Because Resilio doesn’t require you to buy new hardware, you can set up our solution and begin syncing your data in as little as two hours. As a result, you get much better predictability in terms of when your data will be available in a certain region.
Resilio Platform is also a cloud-agnostic solution. While AWS Snowball, DataSync, and other proprietary ingest and sync solutions are built to keep you in the AWS ecosystem, Resilio gives you complete control over where your data is stored.
For example, you can use Resilio Platform to:
- Ingest your data into any AWS region.
- Browse and sync files on file, block, or object storage via popular tools on operating systems like Mac and Windows.
- Transfer, sync, or replicate data across a variety of file storage solutions and cloud storage services like AWS, Azure, GCP, Wasabi, Backblaze, and more.
In short, with Resilio Connect, you have the freedom to build and tear down projects in any cloud at an instant, without worrying about vendor lock-in.
Thanks to its versatility, you can even use Resilio Platform as an addition to AWS Snowball.
For example, if you’re operating in an area with no network connectivity, you’ll need a hardware solution like Snowball to get your data into the cloud.
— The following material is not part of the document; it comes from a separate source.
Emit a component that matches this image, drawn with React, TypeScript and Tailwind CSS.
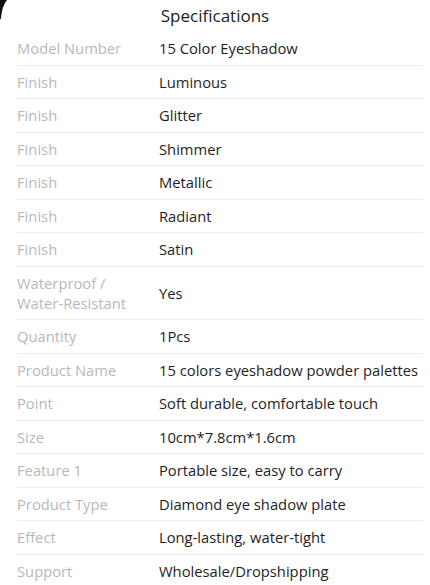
const specs: [string, string][] = [
  ["Model Number", "15 Color Eyeshadow"],
  ["Finish", "Luminous"],
  ["Finish", "Glitter"],
  ["Finish", "Shimmer"],
  ["Finish", "Metallic"],
  ["Finish", "Radiant"],
  ["Finish", "Satin"],
  ["Waterproof / Water-Resistant", "Yes"],
  ["Quantity", "1Pcs"],
  ["Product Name", "15 colors eyeshadow powder palettes"],
  ["Point", "Soft durable, comfortable touch"],
  ["Size", "10cm*7.8cm*1.6cm"],
  ["Feature 1", "Portable size, easy to carry"],
  ["Product Type", "Diamond eye shadow plate"],
  ["Effect", "Long-lasting, water-tight"],
  ["Support", "Wholesale/Dropshipping"],
];

export default function App() {
  return (
    <div className="relative h-[585px] w-[430px] overflow-hidden bg-white font-['Open_Sans',sans-serif]">
      {/* phone frame corner */}
      <svg className="absolute left-0 top-0" width="8" height="20" viewBox="0 0 8 20">
        <path d="M0 0 H7 Q2 6 1 18 L0 20 Z" fill="#111" />
      </svg>

      <h2 className="h-[32px] pt-[4px] text-center text-[17px] leading-6 text-[#222]">
        Specifications
      </h2>

      <div className="pl-[17px] pr-[7px]">
        {specs.map(([label, value], i) => (
          <div
            key={i}
            className="flex items-center border-b border-[#ececec] py-[6.25px] text-[14.75px] leading-5 last:border-b-0"
          >
            <div className="w-[142px] shrink-0 pr-[24px] text-[#b8b8b8]">{label}</div>
            <div className="whitespace-nowrap text-[#1e1e1e]">{value}</div>
          </div>
        ))}
      </div>
    </div>
  );
}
Once your data is in the cloud, you can use Resilio for all your transfer, sync, and replication needs. That way you won’t have to rely on AWS solutions (like S3 Replication or S3 Transfer Acceleration), which are complex to manage and limited in terms of transfer speeds.
P2P Architecture and WAN Optimization: Fast, Reliable, and Scalable Data Ingest in Any Environment
Traditional transfer, sync, and replication solutions, including DataSync, S3 Replication, and others offered by AWS use one of two types of point-to-point transfers:
- Hub-and-spoke, in which one server acts as a hub, while the others are designated as clients. The clients can’t share data with each other directly. Instead, they must first send their data to the server, which can spread it across the entire environment.
- Follow-the-sun, in which servers can only share data sequentially (i.e., Server 1 sends data to Server 2; then Server 2 sends data to Server 3, and so on).
Both models have severe disadvantages that make them unsuitable for many use cases, including syncing large files and large numbers of files, or syncing to many endpoints.
Data transfers are always limited to one device at a time. This inevitably leads to slower transfer speeds since the process can only take place between two devices at a time. Each device is also a single point of failure, so common issues in extreme environments — like slow networks or power outages — can easily obstruct the transfer process.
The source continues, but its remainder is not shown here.